This first appeared on LinkedIn.
At some point after I started playing golf a long long time ago (gosh, I forgot it’s been 17-odd years!), I was given a brilliant piece of advice by a wizened old man (he must have been 80 if a day) who was a permanent fixture at the club, having retired after an eventful and interesting career in his government and then having started, run, and exited a successful and profitable enterprise before deciding to stop and play golf full time, “not for the glory, but for the company”.
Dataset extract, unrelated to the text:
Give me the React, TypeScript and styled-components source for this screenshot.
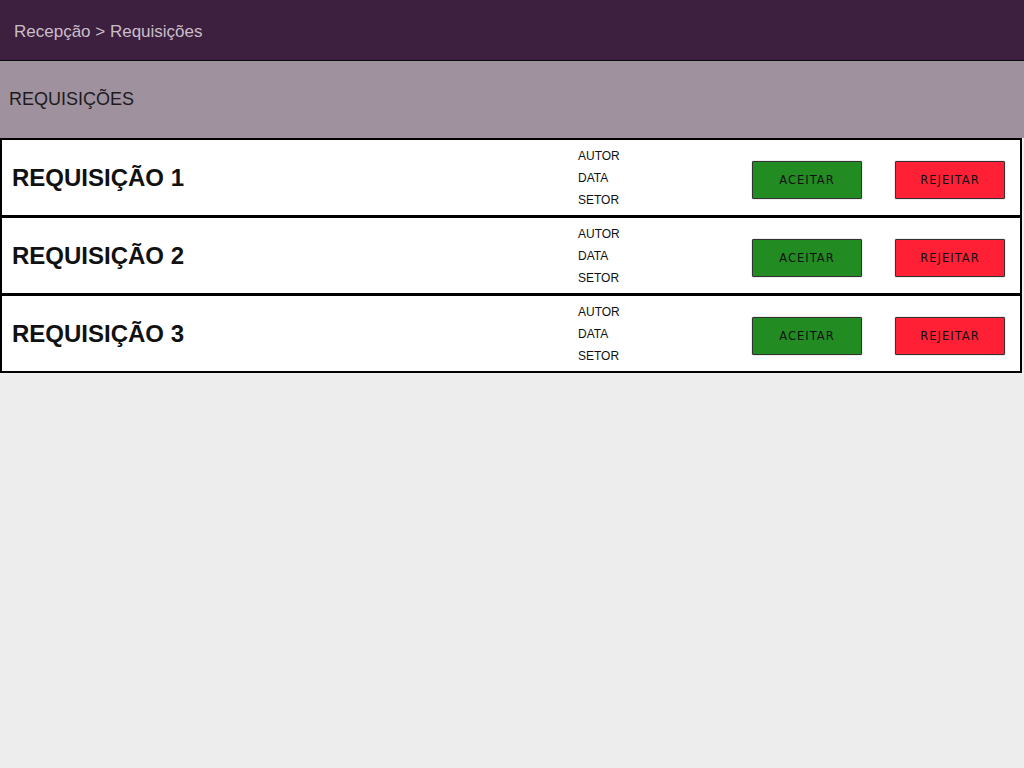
import React from "react";
import styled, { createGlobalStyle } from "styled-components";

const Global = createGlobalStyle`
  html, body { margin: 0; padding: 0; background: #ededed; }
  body { font-family: "Liberation Sans", Arial, sans-serif; }
  * { box-sizing: border-box; }
`;

const Page = styled.div`
  width: 1024px;
  min-height: 768px;
  background: #ededed;
`;

const TopBar = styled.header`
  height: 61px;
  background: #3d1f3f;
  border-bottom: 1px solid #0b0b0b;
  display: flex;
  align-items: center;
  padding-left: 14px;
  padding-top: 3px;
  color: #c9bfc8;
  font-size: 17px;
`;

const SubBar = styled.div`
  height: 77px;
  background: #a0919f;
  display: flex;
  align-items: center;
  padding-left: 9px;
  color: #1c1c1c;
  font-size: 18px;
`;

const List = styled.div`
  display: flex;
  flex-direction: column;
  width: 1022px;
`;

const Card = styled.div`
  height: 79px;
  background: #ffffff;
  border: 2px solid #000;
  margin-top: -1px;
  &:first-child { margin-top: 0; }
  display: grid;
  grid-template-columns: 566px 174px 143px 110px;
  align-items: center;
  padding-left: 10px;
`;

const Title = styled.div`
  font-size: 24px;
  font-weight: bold;
  color: #111;
`;

const Meta = styled.div`
  display: flex;
  flex-direction: column;
  gap: 7px;
  font-size: 12px;
  color: #111;
  line-height: 15px;
  padding-top: 2px;
`;

const Btn = styled.button<{ $bg: string }>`
  width: 110px;
  height: 38px;
  background: ${(p) => p.$bg};
  border: 1px solid #333;
  border-radius: 1px;
  box-shadow: 0 0 0 0.5px rgba(0,0,0,0.15);
  font-family: "DejaVu Sans", sans-serif;
  font-size: 11.5px;
  letter-spacing: 1px;
  color: #111;
  padding: 0;
  margin-top: 5px;
  cursor: pointer;
`;

const items = [1, 2, 3];

export default function App() {
  return (
    <Page>
      <Global />
      <TopBar>Recepção &gt; Requisições</TopBar>
      <SubBar>REQUISIÇÕES</SubBar>
      <List>
        {items.map((n) => (
          <Card key={n}>
            <Title>REQUISIÇÃO {n}</Title>
            <Meta>
              <span>AUTOR</span>
              <span>DATA</span>
              <span>SETOR</span>
            </Meta>
            <Btn $bg="#228b22">ACEITAR</Btn>
            <Btn $bg="#ff2035">REJEITAR</Btn>
          </Card>
        ))}
      </List>
    </Page>
  );
}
He said, and you may visualise Kenny Rogers, wearing cowboy boots and hat, playing his acoustic guitar, sitting on the barstool, with a beer next to him, singing this (if that adds to the flavour), though the exact point this gentleman gave me this advice was as I stood on the 18th tee, looking over the water at the Four Season’s (Al Badia) Golf Club in Festival City in Dubai:
The most important shot in golf, as in life, is the shot you are taking right now. Not all the shots you have taken till that point, not the immediate previous shot that landed you here, not the next shot you may have to play after this one, not all the shots you are going to take later in life. This shot. This ball. This club. This lie. This hole. This green. This day. This four-ball. This weather. This course. This round. This. Shot.
Take a look at the lie. Take a look at the green. Smell the wind. Gauge the distance and the roll. Choose a club. Chose a landing spot. Choose a swing. Keep your eyes on the ball. And swing with rhythm and confidence. All else is irrelevant. All else can be thought about later. Focus on this shot. If you can do that, you can play golf, you can run a business, you can hold a relationship, you can raise a child, you can learn a skill, you can live a life. If you can’t, you can’t even tie your shoelaces. That’s it, son. Now, go. Play that shot.
N.B: For those who care, I promptly put the next 2 tee shots in the water, and was 7 on the par 4 green. Yeah, I know. Life isn’t really like the movies, however much we want it to be.